[Start]

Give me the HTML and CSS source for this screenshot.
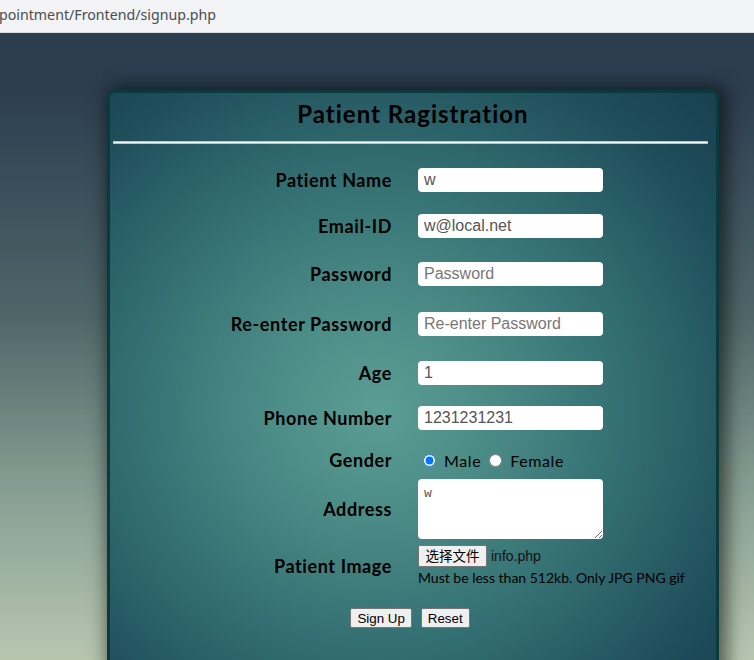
FILE: index.html
```html
<!DOCTYPE html>
<html>
<head>
<meta charset="utf-8">
<title>Patient Registration</title>
<link rel="stylesheet" href="styles.css">
</head>
<body>
<div class="chrome">
  <span class="url">pointment/Frontend/signup.php</span>
</div>
<div class="page">
  <form class="card">
    <h2 class="title">Patient Ragistration</h2>
    <hr class="rule">
    <div class="grid">
      <label class="lbl">Patient Name</label>
      <div class="field"><input class="txt" type="text" value="w"></div>

      <label class="lbl">Email-ID</label>
      <div class="field"><input class="txt" type="text" value="w@local.net"></div>

      <label class="lbl">Password</label>
      <div class="field"><input class="txt" type="password" placeholder="Password"></div>

      <label class="lbl">Re-enter Password</label>
      <div class="field"><input class="txt" type="password" placeholder="Re-enter Password"></div>

      <label class="lbl">Age</label>
      <div class="field"><input class="txt" type="text" value="1"></div>

      <label class="lbl">Phone Number</label>
      <div class="field"><input class="txt" type="text" value="1231231231"></div>

      <label class="lbl">Gender</label>
      <div class="field radios">
        <input class="radio" type="radio" name="g" checked><span class="rtext first">Male</span>
        <input class="radio" type="radio" name="g"><span class="rtext">Female</span>
      </div>

      <label class="lbl">Address</label>
      <div class="field"><textarea class="area">w</textarea></div>

      <label class="lbl">Patient Image</label>
      <div class="field file">
        <div class="filerow"><span class="filebtn">选择文件</span><span class="fname">info.php</span></div>
        <div class="hint">Must be less than 512kb. Only JPG PNG gif</div>
      </div>
    </div>
    <div class="actions">
      <button class="btn" type="button">Sign Up</button>
      <button class="btn" type="button">Reset</button>
    </div>
  </form>
</div>
</body>
</html>
```
FILE: styles.css
```css
html, body {
  margin: 0;
  padding: 0;
}
body {
  width: 754px;
  height: 660px;
  overflow: hidden;
}
.chrome {
  height: 32px;
  background: #f1f3f4;
  border-bottom: 1px solid #dcdde0;
  display: flex;
  align-items: center;
}
.url {
  font-family: "Noto Sans", "Open Sans", sans-serif;
  font-size: 14.2px;
  color: #4a4d52;
  margin-left: -1px;
  margin-top: -4px;
}
.page {
  height: 627px;
  background: linear-gradient(to bottom, #2b3d4f 0%, #2c3e50 9%, #4e6668 45%, #8aa295 75%, #b8c6b0 100%);
  padding-top: 57px;
  padding-left: 107px;
  box-sizing: border-box;
  overflow: hidden;
}
.card {
  width: 612px;
  height: 640px;
  box-sizing: border-box;
  border: 3px solid #0a3a3b;
  border-radius: 8px;
  background: radial-gradient(ellipse 82% 75% at 44% 50%, #5b9e94 0%, #4c8c87 22%, #336f72 50%, #1f4d5a 78%, #163c4e 100%);
  box-shadow: 4px 0 18px 4px rgba(0, 0, 0, 0.55);
  padding-top: 6px;
}
.title {
  margin: 0;
  text-align: center;
  font-family: "Lato", "DejaVu Sans", sans-serif;
  font-weight: bold;
  font-size: 24px;
  line-height: 30px;
  color: #000;
  letter-spacing: 1px;
}
.rule {
  margin: 12px 8px 0 3px;
  height: 1px;
  border: 1px solid #b9c4c6;
  background: #f4f8f8;
}
.grid {
  margin-top: 13px;
  display: grid;
  grid-template-columns: 282px 185px;
  grid-template-rows: 45px 47px 50px 50px 47px 43px 42px 56px 57px;
  column-gap: 26px;
  align-items: center;
}
.lbl {
  text-align: right;
  font-family: "Lato", "DejaVu Sans", sans-serif;
  font-weight: bold;
  font-size: 18px;
  color: #000;
  letter-spacing: 0.6px;
}
.field {
  display: flex;
  align-items: center;
}
.txt {
  width: 185px;
  height: 24px;
  box-sizing: border-box;
  border: none;
  border-radius: 4px;
  padding: 0 6px;
  background: #fff;
  font-family: "Liberation Sans", Arial, sans-serif;
  font-size: 16px;
  color: #555;
  outline: none;
}
.txt::placeholder {
  color: #777;
}
.radios {
  font-family: "Lato", "DejaVu Sans", sans-serif;
  font-size: 16px;
  color: #000;
}
.radio {
  margin: 0 8px 0 5px;
  width: 13px;
  height: 13px;
}
.rtext {
  letter-spacing: 0.6px;
}
.rtext.first {
  margin-right: 3px;
}
.area {
  width: 185px;
  height: 60px;
  box-sizing: border-box;
  border: none;
  border-radius: 4px;
  padding: 7px 6px;
  background: #fff;
  font-family: "Liberation Mono", monospace;
  font-size: 13px;
  color: #555;
  resize: both;
  outline: none;
}
.file {
  flex-direction: column;
  align-items: flex-start;
}
.filerow {
  display: flex;
  align-items: center;
  gap: 4px;
}
.filebtn {
  display: inline-block;
  width: 69px;
  height: 22px;
  box-sizing: border-box;
  border: 1px solid #767676;
  border-radius: 2px;
  background: #efefef;
  text-align: center;
  font-family: "Noto Sans CJK SC", sans-serif;
  font-size: 13.5px;
  line-height: 19px;
  color: #000;
}
.fname {
  font-family: "Liberation Sans", Arial, sans-serif;
  font-size: 14px;
  color: #111;
}
.hint {
  margin-top: 2px;
  font-family: "Lato", "DejaVu Sans", sans-serif;
  font-size: 14px;
  color: #000;
  white-space: nowrap;
  letter-spacing: 0;
}
.actions {
  margin-top: 14px;
  display: flex;
  justify-content: center;
  gap: 9px;
  padding-right: 6px;
}
.btn {
  height: 20px;
  padding: 0 6px;
  border: 1px solid #767676;
  border-radius: 2px;
  background: #efefef;
  font-family: "Liberation Sans", Arial, sans-serif;
  font-size: 13.33px;
  color: #000;
}
```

[End]

**GIVEN INSTRUCTION**
Every line is to be duplicated exactly, though pictures stay out.

**TASK ANSWER**
Give me the HTML and CSS source for this screenshot.
FILE: index.html
```html
<!DOCTYPE html>
<html>
<head>
<meta charset="utf-8">
<title>Patient Registration</title>
<link rel="stylesheet" href="styles.css">
</head>
<body>
<div class="chrome">
  <span class="url">pointment/Frontend/signup.php</span>
</div>
<div class="page">
  <form class="card">
    <h2 class="title">Patient Ragistration</h2>
    <hr class="rule">
    <div class="grid">
      <label class="lbl">Patient Name</label>
      <div class="field"><input class="txt" type="text" value="w"></div>

      <label class="lbl">Email-ID</label>
      <div class="field"><input class="txt" type="text" value="w@local.net"></div>

      <label class="lbl">Password</label>
      <div class="field"><input class="txt" type="password" placeholder="Password"></div>

      <label class="lbl">Re-enter Password</label>
      <div class="field"><input class="txt" type="password" placeholder="Re-enter Password"></div>

      <label class="lbl">Age</label>
      <div class="field"><input class="txt" type="text" value="1"></div>

      <label class="lbl">Phone Number</label>
      <div class="field"><input class="txt" type="text" value="1231231231"></div>

      <label class="lbl">Gender</label>
      <div class="field radios">
        <input class="radio" type="radio" name="g" checked><span class="rtext first">Male</span>
        <input class="radio" type="radio" name="g"><span class="rtext">Female</span>
      </div>

      <label class="lbl">Address</label>
      <div class="field"><textarea class="area">w</textarea></div>

      <label class="lbl">Patient Image</label>
      <div class="field file">
        <div class="filerow"><span class="filebtn">选择文件</span><span class="fname">info.php</span></div>
        <div class="hint">Must be less than 512kb. Only JPG PNG gif</div>
      </div>
    </div>
    <div class="actions">
      <button class="btn" type="button">Sign Up</button>
      <button class="btn" type="button">Reset</button>
    </div>
  </form>
</div>
</body>
</html>
```
FILE: styles.css
```css
html, body {
  margin: 0;
  padding: 0;
}
body {
  width: 754px;
  height: 660px;
  overflow: hidden;
}
.chrome {
  height: 32px;
  background: #f1f3f4;
  border-bottom: 1px solid #dcdde0;
  display: flex;
  align-items: center;
}
.url {
  font-family: "Noto Sans", "Open Sans", sans-serif;
  font-size: 14.2px;
  color: #4a4d52;
  margin-left: -1px;
  margin-top: -4px;
}
.page {
  height: 627px;
  background: linear-gradient(to bottom, #2b3d4f 0%, #2c3e50 9%, #4e6668 45%, #8aa295 75%, #b8c6b0 100%);
  padding-top: 57px;
  padding-left: 107px;
  box-sizing: border-box;
  overflow: hidden;
}
.card {
  width: 612px;
  height: 640px;
  box-sizing: border-box;
  border: 3px solid #0a3a3b;
  border-radius: 8px;
  background: radial-gradient(ellipse 82% 75% at 44% 50%, #5b9e94 0%, #4c8c87 22%, #336f72 50%, #1f4d5a 78%, #163c4e 100%);
  box-shadow: 4px 0 18px 4px rgba(0, 0, 0, 0.55);
  padding-top: 6px;
}
.title {
  margin: 0;
  text-align: center;
  font-family: "Lato", "DejaVu Sans", sans-serif;
  font-weight: bold;
  font-size: 24px;
  line-height: 30px;
  color: #000;
  letter-spacing: 1px;
}
.rule {
  margin: 12px 8px 0 3px;
  height: 1px;
  border: 1px solid #b9c4c6;
  background: #f4f8f8;
}
.grid {
  margin-top: 13px;
  display: grid;
  grid-template-columns: 282px 185px;
  grid-template-rows: 45px 47px 50px 50px 47px 43px 42px 56px 57px;
  column-gap: 26px;
  align-items: center;
}
.lbl {
  text-align: right;
  font-family: "Lato", "DejaVu Sans", sans-serif;
  font-weight: bold;
  font-size: 18px;
  color: #000;
  letter-spacing: 0.6px;
}
.field {
  display: flex;
  align-items: center;
}
.txt {
  width: 185px;
  height: 24px;
  box-sizing: border-box;
  border: none;
  border-radius: 4px;
  padding: 0 6px;
  background: #fff;
  font-family: "Liberation Sans", Arial, sans-serif;
  font-size: 16px;
  color: #555;
  outline: none;
}
.txt::placeholder {
  color: #777;
}
.radios {
  font-family: "Lato", "DejaVu Sans", sans-serif;
  font-size: 16px;
  color: #000;
}
.radio {
  margin: 0 8px 0 5px;
  width: 13px;
  height: 13px;
}
.rtext {
  letter-spacing: 0.6px;
}
.rtext.first {
  margin-right: 3px;
}
.area {
  width: 185px;
  height: 60px;
  box-sizing: border-box;
  border: none;
  border-radius: 4px;
  padding: 7px 6px;
  background: #fff;
  font-family: "Liberation Mono", monospace;
  font-size: 13px;
  color: #555;
  resize: both;
  outline: none;
}
.file {
  flex-direction: column;
  align-items: flex-start;
}
.filerow {
  display: flex;
  align-items: center;
  gap: 4px;
}
.filebtn {
  display: inline-block;
  width: 69px;
  height: 22px;
  box-sizing: border-box;
  border: 1px solid #767676;
  border-radius: 2px;
  background: #efefef;
  text-align: center;
  font-family: "Noto Sans CJK SC", sans-serif;
  font-size: 13.5px;
  line-height: 19px;
  color: #000;
}
.fname {
  font-family: "Liberation Sans", Arial, sans-serif;
  font-size: 14px;
  color: #111;
}
.hint {
  margin-top: 2px;
  font-family: "Lato", "DejaVu Sans", sans-serif;
  font-size: 14px;
  color: #000;
  white-space: nowrap;
  letter-spacing: 0;
}
.actions {
  margin-top: 14px;
  display: flex;
  justify-content: center;
  gap: 9px;
  padding-right: 6px;
}
.btn {
  height: 20px;
  padding: 0 6px;
  border: 1px solid #767676;
  border-radius: 2px;
  background: #efefef;
  font-family: "Liberation Sans", Arial, sans-serif;
  font-size: 13.33px;
  color: #000;
}
```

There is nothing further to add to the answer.